Given problem »
Return every entry exactly.

Records excerpted from a collection
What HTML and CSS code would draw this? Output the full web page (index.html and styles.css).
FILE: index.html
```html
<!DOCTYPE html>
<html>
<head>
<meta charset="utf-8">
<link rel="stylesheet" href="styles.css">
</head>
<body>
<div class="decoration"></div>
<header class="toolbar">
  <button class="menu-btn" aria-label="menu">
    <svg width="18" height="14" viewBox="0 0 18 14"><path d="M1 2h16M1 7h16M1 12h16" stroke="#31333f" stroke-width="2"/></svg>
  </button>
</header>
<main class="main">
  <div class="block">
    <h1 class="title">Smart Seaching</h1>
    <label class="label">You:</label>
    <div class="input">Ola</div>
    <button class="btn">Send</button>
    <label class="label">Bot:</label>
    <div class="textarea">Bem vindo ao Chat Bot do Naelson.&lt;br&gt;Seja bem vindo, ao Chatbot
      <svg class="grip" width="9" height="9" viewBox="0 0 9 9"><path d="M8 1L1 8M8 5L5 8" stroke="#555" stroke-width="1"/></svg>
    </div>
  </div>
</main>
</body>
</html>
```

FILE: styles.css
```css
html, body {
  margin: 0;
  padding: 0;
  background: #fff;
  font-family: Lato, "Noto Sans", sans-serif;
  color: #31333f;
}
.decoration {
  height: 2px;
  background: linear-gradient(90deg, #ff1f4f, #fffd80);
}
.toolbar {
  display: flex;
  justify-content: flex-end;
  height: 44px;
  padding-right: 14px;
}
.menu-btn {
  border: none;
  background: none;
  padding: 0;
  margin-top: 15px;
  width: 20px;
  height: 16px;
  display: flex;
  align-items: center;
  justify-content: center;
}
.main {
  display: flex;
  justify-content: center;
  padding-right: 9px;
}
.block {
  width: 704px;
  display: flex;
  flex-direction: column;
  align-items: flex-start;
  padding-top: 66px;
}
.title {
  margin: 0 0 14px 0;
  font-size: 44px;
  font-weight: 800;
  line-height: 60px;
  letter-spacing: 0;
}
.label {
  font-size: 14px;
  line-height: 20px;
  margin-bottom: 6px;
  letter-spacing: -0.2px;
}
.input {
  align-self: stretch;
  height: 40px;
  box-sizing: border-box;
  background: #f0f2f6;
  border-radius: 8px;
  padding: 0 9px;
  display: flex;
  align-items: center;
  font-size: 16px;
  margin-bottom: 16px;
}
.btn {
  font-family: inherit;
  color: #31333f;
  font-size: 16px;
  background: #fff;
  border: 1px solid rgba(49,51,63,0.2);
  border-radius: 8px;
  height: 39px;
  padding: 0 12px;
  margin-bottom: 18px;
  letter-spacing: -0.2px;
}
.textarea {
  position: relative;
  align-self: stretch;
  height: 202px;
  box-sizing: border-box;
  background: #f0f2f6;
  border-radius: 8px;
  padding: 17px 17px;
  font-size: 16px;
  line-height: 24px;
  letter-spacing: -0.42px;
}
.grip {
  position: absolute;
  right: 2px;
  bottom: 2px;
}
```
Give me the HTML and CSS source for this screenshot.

Answer »
What HTML and CSS code would draw this? Output the full web page (index.html and styles.css).
FILE: index.html
```html
<!DOCTYPE html>
<html>
<head>
<meta charset="utf-8">
<link rel="stylesheet" href="styles.css">
</head>
<body>
<div class="decoration"></div>
<header class="toolbar">
  <button class="menu-btn" aria-label="menu">
    <svg width="18" height="14" viewBox="0 0 18 14"><path d="M1 2h16M1 7h16M1 12h16" stroke="#31333f" stroke-width="2"/></svg>
  </button>
</header>
<main class="main">
  <div class="block">
    <h1 class="title">Smart Seaching</h1>
    <label class="label">You:</label>
    <div class="input">Ola</div>
    <button class="btn">Send</button>
    <label class="label">Bot:</label>
    <div class="textarea">Bem vindo ao Chat Bot do Naelson.&lt;br&gt;Seja bem vindo, ao Chatbot
      <svg class="grip" width="9" height="9" viewBox="0 0 9 9"><path d="M8 1L1 8M8 5L5 8" stroke="#555" stroke-width="1"/></svg>
    </div>
  </div>
</main>
</body>
</html>
```

FILE: styles.css
```css
html, body {
  margin: 0;
  padding: 0;
  background: #fff;
  font-family: Lato, "Noto Sans", sans-serif;
  color: #31333f;
}
.decoration {
  height: 2px;
  background: linear-gradient(90deg, #ff1f4f, #fffd80);
}
.toolbar {
  display: flex;
  justify-content: flex-end;
  height: 44px;
  padding-right: 14px;
}
.menu-btn {
  border: none;
  background: none;
  padding: 0;
  margin-top: 15px;
  width: 20px;
  height: 16px;
  display: flex;
  align-items: center;
  justify-content: center;
}
.main {
  display: flex;
  justify-content: center;
  padding-right: 9px;
}
.block {
  width: 704px;
  display: flex;
  flex-direction: column;
  align-items: flex-start;
  padding-top: 66px;
}
.title {
  margin: 0 0 14px 0;
  font-size: 44px;
  font-weight: 800;
  line-height: 60px;
  letter-spacing: 0;
}
.label {
  font-size: 14px;
  line-height: 20px;
  margin-bottom: 6px;
  letter-spacing: -0.2px;
}
.input {
  align-self: stretch;
  height: 40px;
  box-sizing: border-box;
  background: #f0f2f6;
  border-radius: 8px;
  padding: 0 9px;
  display: flex;
  align-items: center;
  font-size: 16px;
  margin-bottom: 16px;
}
.btn {
  font-family: inherit;
  color: #31333f;
  font-size: 16px;
  background: #fff;
  border: 1px solid rgba(49,51,63,0.2);
  border-radius: 8px;
  height: 39px;
  padding: 0 12px;
  margin-bottom: 18px;
  letter-spacing: -0.2px;
}
.textarea {
  position: relative;
  align-self: stretch;
  height: 202px;
  box-sizing: border-box;
  background: #f0f2f6;
  border-radius: 8px;
  padding: 17px 17px;
  font-size: 16px;
  line-height: 24px;
  letter-spacing: -0.42px;
}
.grip {
  position: absolute;
  right: 2px;
  bottom: 2px;
}
```
Give me the HTML and CSS source for this screenshot.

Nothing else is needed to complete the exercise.